No hospital vinculado à UFMG, dos R$ 6,2 milhões faturados pelos convênios (17% do total do faturamento), 60% são consumidos só com os gastos diretos (materiais, limpeza, luz etc.).
Por outro lado, há o valor agregado pela manutenção de profissionais, que dificilmente permaneceriam nos hospitais se não ganhassem mais dos convênios.

Desigualdade
Para Lenir Santos, procuradora da Unicamp (Universidade Estadual de Campinas, que não pratica a dupla porta), o argumento de "falta de recursos" não justifica o atendimento melhor ao setor privado. "Não é possível usar esses argumentos para ferir princípios constitucionais de igualdade. Não falta dinheiro na segurança? Então vamos cobrar também?"
"Haveria possibilidade de um hospital público, mantido pelo SUS, instituir um sistema paralelo (...) dando preferência ao paciente abastado (...)?", questiona o Ministério Público do Estado de São Paulo em recurso dirigido ao STJ (Superior Tribunal de Justiça), instância da Justiça em Brasília que julga recursos especiais estaduais. Desde 1999, o Ministério Público luta contra a dupla porta no Hospital das Clínicas da USP. O Incor não é alvo. A diretoria do HC não comenta o assunto.
A Justiça de São Paulo entendeu que o dinheiro captado dos convênios ajuda "a amainar a carência de recursos públicos(...)" e que "o atendimento mais rápido aos que pagam ou se dispõem a pagar (...) existe porque a fila [do setor privado" é (...) menor".

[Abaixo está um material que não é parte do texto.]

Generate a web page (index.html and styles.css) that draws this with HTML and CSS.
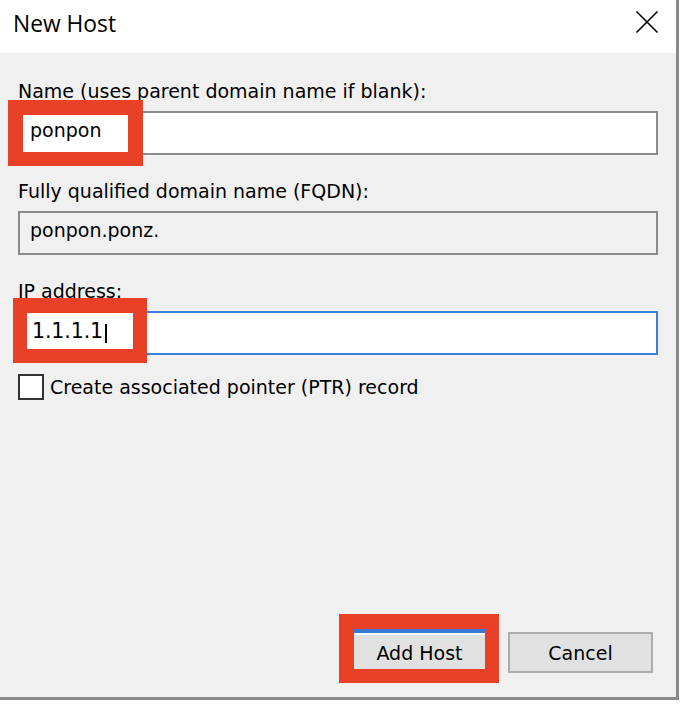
FILE: index.html
```html
<!DOCTYPE html>
<html lang="en">
<head>
<meta charset="utf-8">
<title>New Host</title>
<link rel="stylesheet" href="styles.css">
</head>
<body>
<div class="window">
  <div class="titlebar">
    <span class="title">New Host</span>
    <svg class="close" width="24" height="24" viewBox="0 0 24 24" aria-hidden="true">
      <path d="M1.5 1.5 L22.5 22.5 M22.5 1.5 L1.5 22.5" stroke="#000" stroke-width="1.6" fill="none"/>
    </svg>
  </div>
  <div class="content">
    <div class="label label-first">Name (uses parent domain name if blank):</div>
    <div class="textbox">ponpon</div>

    <div class="label">Fully qualified domain name (FQDN):</div>
    <div class="textbox readonly">ponpon.ponz.</div>

    <div class="label">IP address:</div>
    <div class="textbox focused"><span class="ip">1.1.1.1</span><span class="caret"></span></div>

    <div class="check-row">
      <span class="checkbox"></span>
      <span class="check-label">Create associated pointer (PTR) record</span>
    </div>

    <div class="buttons">
      <div class="btn btn-default">Add Host</div>
      <div class="btn">Cancel</div>
    </div>
  </div>

  <div class="mark mark-name"></div>
  <div class="mark mark-ip"></div>
  <div class="mark mark-btn"></div>
</div>
</body>
</html>
```

FILE: styles.css
```css
html, body {
  margin: 0;
  padding: 0;
  background: #ffffff;
}

.window {
  position: relative;
  width: 676px;
  height: 697px;
  border-right: 3px solid #8a8a8a;
  border-bottom: 3px solid #8a8a8a;
  display: flex;
  flex-direction: column;
  font-family: "DejaVu Sans", "Liberation Sans", sans-serif;
  font-size: 19px;
  color: #000;
}

.titlebar {
  height: 53px;
  flex: none;
  background: #ffffff;
  display: flex;
  align-items: center;
  justify-content: space-between;
  padding: 0 17px 0 13px;
}

.title {
  font-family: "Open Sans", "Liberation Sans", sans-serif;
  font-size: 22.8px;
  margin-top: -7px;
}

.close {
  display: block;
  margin-top: -9px;
  width: 24px;
  height: 24px;
}

.content {
  flex: 1;
  background: #f0f0f0;
  display: flex;
  flex-direction: column;
  padding: 0 18px 21px 18px;
}

.label {
  line-height: 22px;
  height: 22px;
  margin-top: 25px;
  white-space: nowrap;
}

.label-first {
  margin-top: 27px;
}

.textbox {
  margin-top: 9px;
  height: 44px;
  box-sizing: border-box;
  border: 2px solid #8a8a8a;
  background: #ffffff;
  padding: 6px 10px 0 10px;
  line-height: 22px;
  display: flex;
  align-items: flex-start;
}

.textbox.readonly {
  background: #f0f0f0;
}

.textbox.focused {
  border-color: #3b7fd9;
  padding-left: 12px;
  padding-top: 7px;
}

.ip {
  font-size: 20.5px;
  letter-spacing: -0.1px;
}

.caret {
  width: 2px;
  height: 19px;
  background: #000;
  margin-left: 2px;
  margin-top: 4px;
}

.check-row {
  margin-top: 19px;
  display: flex;
  align-items: center;
  gap: 6px;
}

.checkbox {
  width: 26px;
  height: 26px;
  box-sizing: border-box;
  border: 2px solid #333333;
  background: #ffffff;
}

.check-label {
  line-height: 22px;
}

.buttons {
  margin-top: auto;
  margin-right: 5px;
  display: flex;
  justify-content: flex-end;
  align-items: center;
  gap: 13px;
}

.btn {
  width: 145px;
  height: 41px;
  box-sizing: border-box;
  border: 2px solid #adadad;
  background: #e1e1e1;
  display: flex;
  align-items: center;
  justify-content: center;
  line-height: 22px;
}

.btn-default {
  width: 151px;
  height: 47px;
  border: 4px solid #3b78d6;
  box-shadow: inset 0 0 0 2px #ffffff;
}

.mark {
  position: absolute;
  box-sizing: border-box;
  border: 15px solid #e84127;
  border-bottom-width: 14px;
}

.mark-name {
  left: 8px;
  top: 100px;
  width: 135px;
  height: 66px;
}

.mark-ip {
  left: 13px;
  top: 298px;
  width: 134px;
  height: 65px;
  border-left-width: 14px;
  border-right-width: 14px;
}

.mark-btn {
  left: 339px;
  top: 614px;
  width: 160px;
  height: 69px;
  border-right-width: 14px;
}
```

O recurso ao STJ, que só deve ser julgado no próximo mês, coloca um argumento principal contra a "segunda porta": artigos da lei federal 8.080, a Lei Orgânica da Saúde, que assegura o acesso universal e igualitário aos serviços do SUS, previsto na Constituição.
"Nota ser insustentável que um hospital público, com patrimônio público, servidores públicos, preste o serviço primeiro para quem paga, sem qualquer base legal", diz o texto do recurso.